The economic situation, smoking bans, restrictions on £500 slot machines and having to pay both gross profits tax and VAT have hammered UK land bingo halls, closing closures and hurting major gambling companies, but for online bingo operators it's never been better, reports the UK newspaper The Telegraph this week.
In an interesting article, the newspaper reports that the online bingo sector is currently worth £600 million and is booming, a view confirmed by 888.com chief Gigi Levy, who told The Telegraph: "Online bingo is booming everywhere. But it's a mistake to link it to traditional bingo, because that's a completely different proposition.
"Our (online customers) women are young, above average income and typical internet consumers. Land-based bingo is about elderly people, smoking and aggressive slot machines." Levy had earlier reported that 888 revenues from its ladies' bingo operations were up fourfold on the previous reporting quarter following a television advertising campaign.
Levy was an early adapter, who identified the trend toward online bingo when he spotted a gap in the market for an exclusively female-oriented site.
"People are cutting back on leisure, but they are staying home and spending only in the low tens of pounds a month with the chance of winning some extra cash," he said. "The beauty of it is there are very low costs and a huge number of players, so despite low margins, it is very profitable."

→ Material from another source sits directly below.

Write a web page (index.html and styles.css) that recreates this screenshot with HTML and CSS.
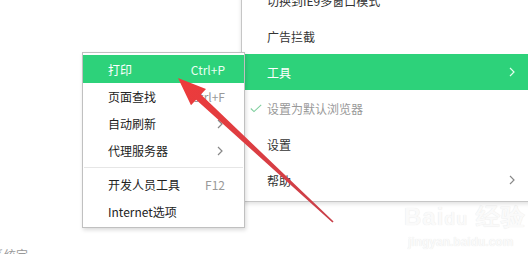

Levy's assessment is confirmed by statistics from the UK Gambling Commission, which indictae that the number of online bingo players doubled in the past year from 250,000 to 500,000 across 243 registered websites.
The Telegraph identifies new media operators such as ITV's Emmerdale-themed site, the Sun's offering and BSkyB, which launched its site last month. At the more risqué end of the spectrum, retailer Ann Summers offers a game targeting young female customers with sex toy giveaways and a series of "outrageous new nicknames" transforming the number 66 from "clickety-click" into "kinky tricks".

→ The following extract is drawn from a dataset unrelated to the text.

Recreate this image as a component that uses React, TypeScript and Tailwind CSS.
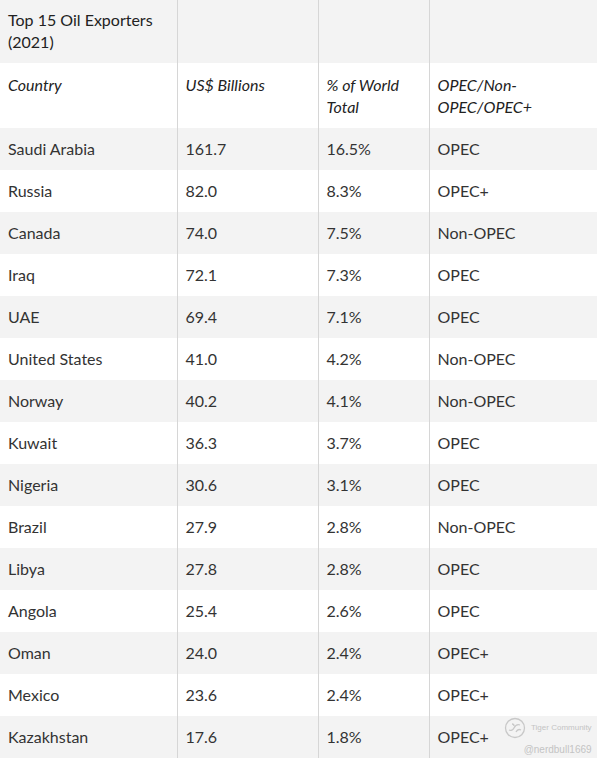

One of the new generation of female Internet bingo devotees told the newspaper that online diversity was more attractive than the normal bingo experience in a land venue, whilst offering the same attractions of community interaction through chatroom facilities. "...but you can make a noise without being shushed by the old ladies, play in your pyjamas and start a game at any time of day," she said.

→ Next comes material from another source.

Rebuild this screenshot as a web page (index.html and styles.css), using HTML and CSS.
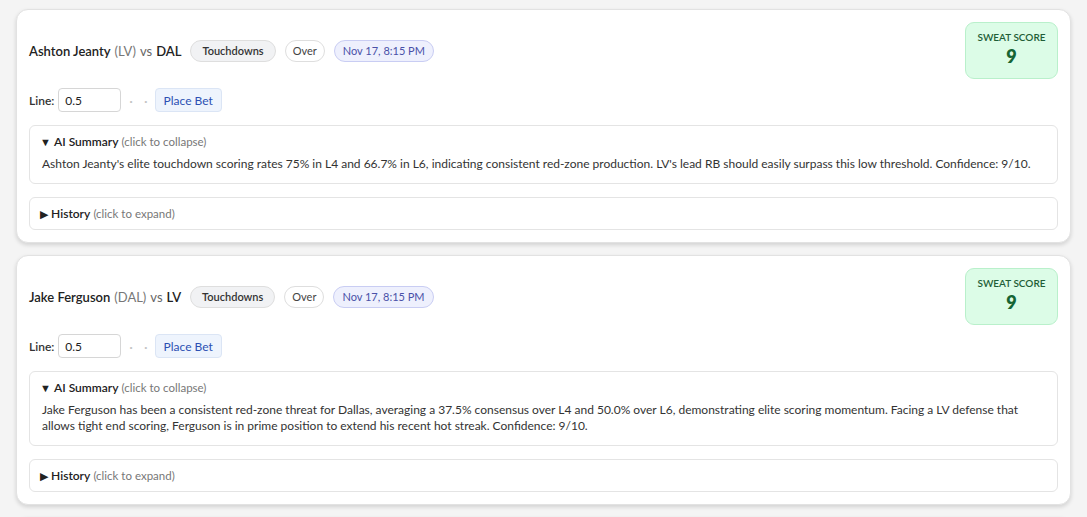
FILE: index.html
```html
<!DOCTYPE html>
<html>
<head>
<meta charset="UTF-8">
<meta name="viewport" content="width=device-width, initial-scale=1.0">
<title>Sweat Board</title>
<link rel="stylesheet" href="styles.css">
</head>
<body>
<div class="lista">
	<div class="kartu">
		<div class="atas">
			<div class="judul">
				<span class="nama">Ashton Jeanty</span>
				<span class="tim">(LV)</span>
				<span class="vs">vs</span>
				<span class="lawan">DAL</span>
				<span class="pil pil-abu">Touchdowns</span>
				<span class="pil pil-putih">Over</span>
				<span class="pil pil-ungu">Nov 17, 8:15 PM</span>
			</div>
			<div class="skor">
				<div class="skor-label">SWEAT SCORE</div>
				<div class="skor-angka">9</div>
			</div>
		</div>
		<div class="baris">
			<label>Line:</label>
			<input class="isian" type="text" value="0.5">
			<span class="titik">&middot;</span><span class="titik">&middot;</span>
			<button class="tombol">Place Bet</button>
		</div>
		<details class="kotak" open>
			<summary><span class="panah">&#9660;</span> <b>AI Summary</b> <span class="redup">(click to collapse)</span></summary>
			<p>Ashton Jeanty's elite touchdown scoring rates 75% in L4 and 66.7% in L6, indicating consistent red-zone production. LV's lead RB should easily surpass this low threshold. Confidence: 9/10.</p>
		</details>
		<details class="kotak">
			<summary><span class="panah">&#9654;</span> <b>History</b> <span class="redup">(click to expand)</span></summary>
		</details>
	</div>

	<div class="kartu">
		<div class="atas">
			<div class="judul">
				<span class="nama">Jake Ferguson</span>
				<span class="tim">(DAL)</span>
				<span class="vs">vs</span>
				<span class="lawan">LV</span>
				<span class="pil pil-abu">Touchdowns</span>
				<span class="pil pil-putih">Over</span>
				<span class="pil pil-ungu">Nov 17, 8:15 PM</span>
			</div>
			<div class="skor">
				<div class="skor-label">SWEAT SCORE</div>
				<div class="skor-angka">9</div>
			</div>
		</div>
		<div class="baris">
			<label>Line:</label>
			<input class="isian" type="text" value="0.5">
			<span class="titik">&middot;</span><span class="titik">&middot;</span>
			<button class="tombol">Place Bet</button>
		</div>
		<details class="kotak" open>
			<summary><span class="panah">&#9660;</span> <b>AI Summary</b> <span class="redup">(click to collapse)</span></summary>
			<p>Jake Ferguson has been a consistent red-zone threat for Dallas, averaging a 37.5% consensus over L4 and 50.0% over L6, demonstrating elite scoring momentum. Facing a LV defense that allows tight end scoring, Ferguson is in prime position to extend his recent hot streak. Confidence: 9/10.</p>
		</details>
		<details class="kotak">
			<summary><span class="panah">&#9654;</span> <b>History</b> <span class="redup">(click to expand)</span></summary>
		</details>
	</div>

	<div class="kartu"></div>
</div>
</body>
</html>
```

FILE: styles.css
```css
body {
	margin: 0;
	background-color: #f4f4f4;
	font-family: "Segoe UI", Lato, "Noto Sans", sans-serif;
	font-size: 12px;
	color: #222;
}
.lista {
	display: flex;
	flex-direction: column;
	gap: 12px;
	padding: 9px 16px;
}
.kartu {
	background-color: #fff;
	border: 1px solid #e2e2e2;
	border-radius: 12px;
	box-shadow: 0 2px 4px rgba(0,0,0,0.14);
	padding: 12px;
	display: flex;
	flex-direction: column;
	gap: 13px;
	min-height: 20px;
}
.atas {
	display: flex;
	align-items: center;
	justify-content: space-between;
	margin-bottom: -4px;
}
.judul {
	display: flex;
	align-items: center;
	font-size: 13px;
}
.nama {
	font-weight: 600;
	color: #222;
}
.tim {
	color: #777;
	margin-left: 4px;
}
.vs {
	color: #666;
	margin-left: 4px;
}
.lawan {
	font-weight: 600;
	margin-left: 4px;
}
.pil {
	display: inline-block;
	font-size: 11px;
	line-height: 20px;
	padding: 0 10px;
	border-radius: 11px;
	border: 1px solid #dedede;
	margin-left: 9px;
}
.pil-abu {
	background-color: #f1f2f4;
	font-weight: 600;
	color: #333;
	padding: 0 11px;
}
.pil-putih {
	background-color: #fff;
	color: #444;
	padding: 0 7px;
}
.pil-ungu {
	background-color: #eef0fd;
	border-color: #c9cdf3;
	color: #4a50a8;
	padding: 0 8px;
}
.skor {
	width: 91px;
	height: 55px;
	background-color: #dcfce7;
	border: 1px solid #b9f0cb;
	border-radius: 9px;
	text-align: center;
	display: flex;
	flex-direction: column;
	justify-content: center;
}
.skor-label {
	font-size: 10px;
	font-weight: 600;
	color: #1f5e37;
	line-height: 13px;
	margin-top: -3px;
}
.skor-angka {
	font-size: 18px;
	font-weight: 800;
	color: #166534;
	line-height: 24px;
}
.baris {
	display: flex;
	align-items: center;
	height: 24px;
}
.baris label {
	font-weight: 600;
	color: #333;
	margin-right: 4px;
}
.isian {
	width: 49px;
	height: 22px;
	padding: 0 6px;
	border: 1px solid #d6d6d6;
	border-radius: 4px;
	font-family: inherit;
	font-size: 12px;
	color: #222;
}
.titik {
	color: #c4c4c4;
	font-size: 14px;
	margin-left: 8px;
	margin-right: 3px;
}
.tombol {
	margin-left: 4px;
	height: 24px;
	padding: 0 8px;
	background-color: #eef4fd;
	border: 1px solid #dbe5f5;
	border-radius: 4px;
	color: #2c50b3;
	font-family: inherit;
	font-size: 12px;
}
.kotak {
	border: 1px solid #e4e4e4;
	border-radius: 6px;
	padding: 8px 12px 7px 12px;
	line-height: 16px;
}
.kotak[open] {
	padding-bottom: 11px;
}
.kotak summary {
	list-style: none;
	line-height: 16px;
	height: 16px;
	margin-left: -2px;
	cursor: pointer;
}
.kotak summary::-webkit-details-marker {
	display: none;
}
.kotak summary b {
	font-weight: 600;
	color: #222;
}
.panah {
	font-size: 11px;
	color: #222;
}
.redup {
	color: #777;
	font-size: 11.5px;
}
.kotak p {
	margin: 6px 0 0 0;
	line-height: 16px;
	color: #333;
}
```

"There are so many free bonuses and prizes. I feel sorry for land-based bingo because it's really suffering, but online has so much more to offer."
Another player, this one a male, told The Telegraph that it is less embarrassing to play online than sit in a room full of 400 elderly women.
Will the rise of online bingo further deepen the woes of the land sector? The newspaper quotes Steve Baldwin of the Bingo Association, who argues that there is room in the market for both.
"When online bingo was invented, land-based bingo feared the competition," he said. "Now they have realised there is only a 10 percent crossover of their players." And he does not view the market as being overcrowded: "Within a year, there has to be some consolidation," he said. "People will start to value recognised online brands and recession might not be a bad thing, as the 'me too' brands won't stay the course."
Ed Ware, the CEO of 32Red plc, which has seen dramatic rises in business for its online bingo room launched only in February this year, revealed to the newspaper that growth has been impressive, with more than 12,000 new customers a month signing up.
"Spending on a game is very low compared with other internet gambling, but our customers feed into other areas of our business. In a land-based club, people flock to the slot machines when there's a break. We also have those slot-machine games online, " he said.
The last word goes to a young woman Internet player: "Online is so easy and anonymous," she said. "I wouldn't ever go back to club bingo. If it was a number, you'd have to call it 28 [in a state], but online bingo is like a number 20 [getting plenty]."